In New York, efforts are underway to address this vulnerability.
We have put forward the Democracy Preservation Act, a legislative measure aimed at stopping foreign corporate money from swaying state and local elections in New York. The proposal takes a pragmatic approach, balancing legitimate business interests with the need to safeguard our democratic processes.
The Democracy Preservation Act specifically prohibits corporations from election spending if a single foreign investor holds 1% or more of the company, or if multiple foreign investors collectively own 5% or more. These thresholds are carefully chosen, reflecting ownership levels recognized by bodies like the Business Roundtable as influential in corporate governance and decision-making.
This approach is narrowly tailored and constitutionally sound. Two years after the Citizens United ruling, the high court upheld as constitutional the longstanding federal law barring foreign nationals from spending money directly or indirectly in any elections in the United States. Yet, because of the loophole in the Citizens United ruling, foreign investors can now subvert that federal law through multinational corporations. The Democracy Preservation Act ensures that New York elections are not shaped by foreign capital operating through corporate intermediaries. It preserves American self-government.
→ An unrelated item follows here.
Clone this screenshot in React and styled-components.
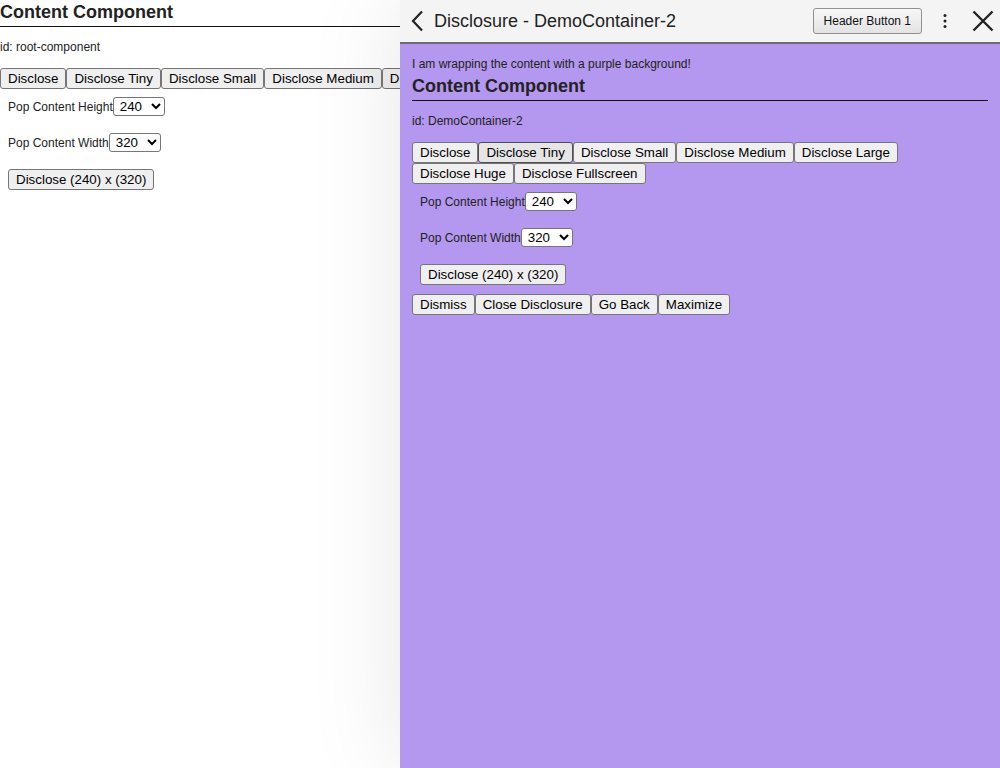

Consider Uber, one of the most politically active corporations in the country. For years, Uber’s largest shareholder was SoftBank Group, a multinational conglomerate headquartered in Japan, which at times held well more than 10% of the company’s equity. Further, the Saudi government made an enormous (and critical) early investment in Uber and still owns several percent of the company’s stock. Uber has spent millions of dollars on ballot initiatives and lobbying campaigns across the United States, including in state and local elections.
Under current law, that spending is legal, even though foreign nationals themselves are explicitly barred from influencing American elections. The result is a glaring contradiction: foreign investors may not write checks directly to political campaigns, but they can still benefit from corporate political spending carried out on their behalf.
This is precisely the loophole the Democracy Preservation Act is designed to close. The bill establishes clear, objective thresholds to ensure that election spending reflects democratic accountability rather than global interests. Without such guardrails, the integrity of our elections remains vulnerable to foreign influences that voters cannot see or control.
When voters believe elections are dominated by powerful interests beyond their control, trust in government erodes. Participation declines. New York has the chance to lead the nation in strengthening elections and our democracy; it’s up to us to deliver on the promise of self-government.
The state Senate has already taken an important step by passing the Democracy Preservation Act. Now, the Assembly has the opportunity to finish the job — and, with Gov. Hochul’s signature, make New York a national leader in protecting democratic integrity.
Other jurisdictions have already begun moving in this direction. Cities like San Jose, Calif. and Seattle have enacted similar protections to safeguard local elections from foreign-influenced corporate spending. New York should not lag behind.
Every day this loophole remains open, public confidence in our elections is undermined. Closing it would send a clear message: New York’s democracy shall not be undermined by foreign-influenced corporations.
By passing the Democracy Preservation Act, we can ensure that the voices heard in Albany are the voices of everyday New Yorkers — not multinational corporations shaped by foreign investors. At a moment when faith in democratic institutions is fragile, New York has a responsibility to lead. Our elections — and our democracy — will be stronger for it.
Gianaris is deputy leader of the New York State Senate. Walker is chair of the Assembly Election Law Committee.